Racković’s project was slightly different in nature and centered on the use of distributed optimization to obtain real-time motion capture in animation. He focuses primarily on skinning: the animated application of a skin texture over a skeleton to represent the appearance of a character. The skeleton shows all possible movements of a character’s body, and thus requires coverage by a skin that can deform in a way that both looks realistic and defines the appearance of specific characters. Facilitation of this deformation requires creation of a natural (resting) expression that in turn lends itself to a number of other facial expressions. Racković began by scanning a subject’s face in a normal pose as well as in a range of diverse countenances. Alternatively, an animator can obtain different expressions by adjusting the 5,000-6,000 vertices that comprise the surface of a human face.

Motion capture can easily capture animation techniques and match an actor’s face to that of his corresponding animated character.

One can demonstrate each expression in the form of a metric that depicts points in a space. Racković manipulated these points to average the existing expression and produce a new one. For example, maneuvering the expression of a fully open or closed mouth can generate a new expression with a half-closed mouth — a compromise of the two. Racković then entered all the possible expressions—including the original, neutral face—into a single matrix. “For each different combination, the resulting shape is unique,” he said. “We can get any physical expression of the face just by changing the parameters.”

Another technique involves creating a displacement matrix that is similar to the aforementioned matrix. However, in this instance the neutral pose would exist as a vector of zeroes and could thus be excluded. This approach ultimately proves equivalent to the previous one. Racković also mentioned another method that would not adjust the weights of the face but instead involves animators, which are expensive and timely. Motion capture functions as an effective alternative, in that it can more easily capture the animation and—in the case of films—can also match an actor’s face to that of his corresponding animated character. This approach requires that an expert select the relevant points on a virtual character’s face to create realistic transitions from one character to another.

In contrast, Ji’s work pertained to mathematical morphology for the prediction of facial expression transitions. Generation of a neutral human face requires a nonlinear transformation in 3D space to act as a controller. One can scale this controller from 0 to 1; a value of 0 indicates complete disengagement while a value of 1 indicates full engagement. A neutral face therefore has a value of 0, while a face with a dropped jaw and open mouth is classified as a 1. Because mouth movement depends on a range of facial muscles, one must build a group of vertices surrounding the jaw. The same is true of the eyes, in that associated vertices control their motion.

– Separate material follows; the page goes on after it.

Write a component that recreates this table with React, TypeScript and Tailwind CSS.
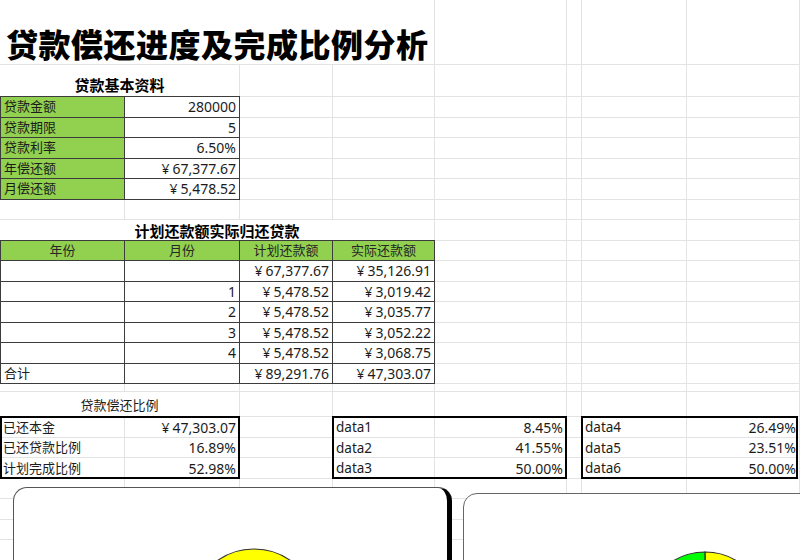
import React from 'react'

// column widths: 125 115 93 102 132 15 105 113
const ROW_COUNT = 24
const COL_COUNT = 8

const dark = 'border-r border-b border-[#3c3c3c]'
const green = 'bg-[#92d050]'

function Backdrop() {
  const cells = []
  for (let r = 1; r <= ROW_COUNT; r++) {
    for (let c = 1; c <= COL_COUNT; c++) {
      cells.push(
        <div
          key={`${r}-${c}`}
          className="border-r border-b border-[#e3e3e3]"
          style={{ gridRow: r, gridColumn: c }}
        />
      )
    }
  }
  return <>{cells}</>
}

// accounting style: yen sign with a small gap before the digits
function Value({ text }: { text: string }) {
  if (!text.startsWith('¥')) return <>{text}</>
  return (
    <>
      <span>¥</span>
      <span className="ml-[3px]">{text.slice(1)}</span>
    </>
  )
}

const basicRows = [
  { row: 'row-start-3 -mt-px border-t', label: '贷款金额', value: '280000' },
  { row: 'row-start-4', label: '贷款期限', value: '5' },
  { row: 'row-start-5', label: '贷款利率', value: '6.50%' },
  { row: 'row-start-6', label: '年偿还额', value: '¥67,377.67' },
  { row: 'row-start-7', label: '月偿还额', value: '¥5,478.52' },
]

const planRows = [
  { row: 'row-start-11', year: '', month: '', plan: '¥67,377.67', real: '¥35,126.91' },
  { row: 'row-start-12', year: '', month: '1', plan: '¥5,478.52', real: '¥3,019.42' },
  { row: 'row-start-13', year: '', month: '2', plan: '¥5,478.52', real: '¥3,035.77' },
  { row: 'row-start-14', year: '', month: '3', plan: '¥5,478.52', real: '¥3,052.22' },
  { row: 'row-start-15', year: '', month: '4', plan: '¥5,478.52', real: '¥3,068.75' },
  { row: 'row-start-16', year: '合计', month: '', plan: '¥89,291.76', real: '¥47,303.07' },
]

const ratioRows = [
  { row: 'row-start-19', a: '已还本金', b: '¥47,303.07', d: 'data1', e: '8.45%', g: 'data4', h: '26.49%' },
  { row: 'row-start-20', a: '已还贷款比例', b: '16.89%', d: 'data2', e: '41.55%', g: 'data5', h: '23.51%' },
  { row: 'row-start-21', a: '计划完成比例', b: '52.98%', d: 'data3', e: '50.00%', g: 'data6', h: '50.00%' },
]

const headCells = [
  { col: 'col-start-1 border-l', text: '年份' },
  { col: 'col-start-2', text: '月份' },
  { col: 'col-start-3', text: '计划还款额' },
  { col: 'col-start-4', text: '实际还款额' },
]

export default function App() {
  return (
    <div className="relative h-[560px] w-[800px] overflow-hidden bg-white font-['Noto_Sans','Noto_Sans_CJK_SC',sans-serif] text-[13px] text-[#1c1c1c]">
      <div className="grid grid-cols-[125px_115px_93px_102px_132px_15px_105px_113px] grid-rows-[65px_32px_repeat(14,20.5px)_8px_25px_repeat(7,20.5px)]">
        <Backdrop />

        {/* Title */}
        <div className="col-start-1 col-span-4 row-start-1 flex items-end border-r border-b border-[#e3e3e3] bg-white pb-[5px] pl-[6px]">
          <h1 className="font-['Noto_Sans_CJK_SC',sans-serif] text-[32px] leading-[32px] font-black tracking-[0.5px] text-black">
            贷款偿还进度及完成比例分析
          </h1>
        </div>

        {/* 贷款基本资料 */}
        <div className="col-start-1 col-span-2 row-start-2 flex items-end justify-center border-r border-b border-[#e3e3e3] bg-white pb-[3px]">
          <span className="text-[15px] leading-[15px] font-bold text-black">贷款基本资料</span>
        </div>
        {basicRows.map((r) => (
          <React.Fragment key={r.label}>
            <div className={`${r.row} col-start-1 flex items-center border-l pl-[3px] ${dark} ${green}`}>
              {r.label}
            </div>
            <div className={`${r.row} col-start-2 flex items-center justify-end bg-white pr-[3px] text-[14px] ${dark}`}>
              <Value text={r.value} />
            </div>
          </React.Fragment>
        ))}

        {/* 计划还款额实际归还贷款 */}
        <div className="col-start-1 col-span-4 row-start-9 flex items-end justify-center border-r border-b border-[#e3e3e3] bg-white pb-[1px]">
          <span className="text-[15px] leading-[16px] font-bold text-black">计划还款额实际归还贷款</span>
        </div>
        {headCells.map((h) => (
          <div
            key={h.text}
            className={`${h.col} row-start-10 -mt-px flex items-center justify-center border-t text-[#262626] ${dark} ${green}`}
          >
            {h.text}
          </div>
        ))}
        {planRows.map((r) => (
          <React.Fragment key={r.row}>
            <div className={`${r.row} col-start-1 flex items-center border-l bg-white pl-[3px] ${dark}`}>{r.year}</div>
            <div className={`${r.row} col-start-2 flex items-center justify-end bg-white pr-[3px] text-[14px] ${dark}`}>{r.month}</div>
            <div className={`${r.row} col-start-3 flex items-center justify-end bg-white pr-[3px] text-[14px] ${dark}`}>
              <Value text={r.plan} />
            </div>
            <div className={`${r.row} col-start-4 flex items-center justify-end bg-white pr-[3px] text-[14px] ${dark}`}>
              <Value text={r.real} />
            </div>
          </React.Fragment>
        ))}

        {/* 贷款偿还比例 */}
        <div className="col-start-1 col-span-2 row-start-18 flex items-end justify-center border-r border-b border-[#e3e3e3] bg-white pb-[4px]">
          <span className="leading-[14px]">贷款偿还比例</span>
        </div>
        {ratioRows.map((r) => (
          <React.Fragment key={r.row}>
            <div className={`${r.row} col-start-1 flex items-center pl-[3px]`}>{r.a}</div>
            <div className={`${r.row} col-start-2 flex items-center justify-end pr-[4px] text-[14px]`}>
              <Value text={r.b} />
            </div>
            <div className={`${r.row} col-start-4 flex items-center pl-[3px] text-[13.5px]`}>{r.d}</div>
            <div className={`${r.row} col-start-5 flex items-center justify-end pr-[4px] text-[14px]`}>{r.e}</div>
            <div className={`${r.row} col-start-7 flex items-center pl-[3px] text-[13.5px]`}>{r.g}</div>
            <div className={`${r.row} col-start-8 flex items-center justify-end pr-[4px] text-[14px]`}>{r.h}</div>
          </React.Fragment>
        ))}
        <div className="col-start-1 col-span-2 row-start-19 row-span-3 -mt-px border-2 border-black" />
        <div className="col-start-4 col-span-2 row-start-19 row-span-3 -mt-px -ml-px border-2 border-black" />
        <div className="col-start-7 col-span-2 row-start-19 row-span-3 -mt-px -ml-px mr-[2px] border-2 border-black" />
      </div>

      {/* Chart 1 */}
      <div className="absolute top-[487px] left-[13px] h-[120px] w-[439px] rounded-[14px] border border-r-[5px] border-[#555] border-r-black bg-white">
        <svg className="absolute top-[60px] left-[176px]" width="128" height="128" viewBox="0 0 128 128">
          <circle cx="64" cy="64" r="63" fill="#ffff00" stroke="#333" strokeWidth="1.2" />
        </svg>
      </div>

      {/* Chart 2 */}
      <div className="absolute top-[493px] left-[463px] h-[120px] w-[360px] rounded-[14px] border border-[#666] bg-white">
        <svg className="absolute top-[57px] left-[180px]" width="122" height="122" viewBox="0 0 122 122">
          <path d="M61 61 L61 1 A60 60 0 0 1 61 121 Z" fill="#ffff00" stroke="#333" strokeWidth="1.2" />
          <path d="M61 61 L61 121 A60 60 0 0 1 61 1 Z" fill="#00ff00" stroke="#333" strokeWidth="1.2" />
        </svg>
      </div>
    </div>
  )
}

It is also possible to build new controllers based on existing ones. For instance, building a controller based on smell would require an overlap of movement of the mouth and both the left and right eyes. Ji used four-dimensional data scanned from real human facial expressions, as well as changing values of engagement degrees for 180 high-level controllers, to yield different curves based on semantic controllers’ engagement levels. Ultimately, the goal of her project is to employ classification methods and realistic descriptions of emotions to generate a stochastic geometric model based on the transition of facial expressions.

Valdeira, Racković, and Ji all began their projects with data in the form of images scanned from a real human face in three dimensions. They used this data to generate accurate descriptions of the human face while refining existing mathematical tools to improve facial reconstruction efforts for a range of applications.

Lina Sorg is the associate editor of SIAM News.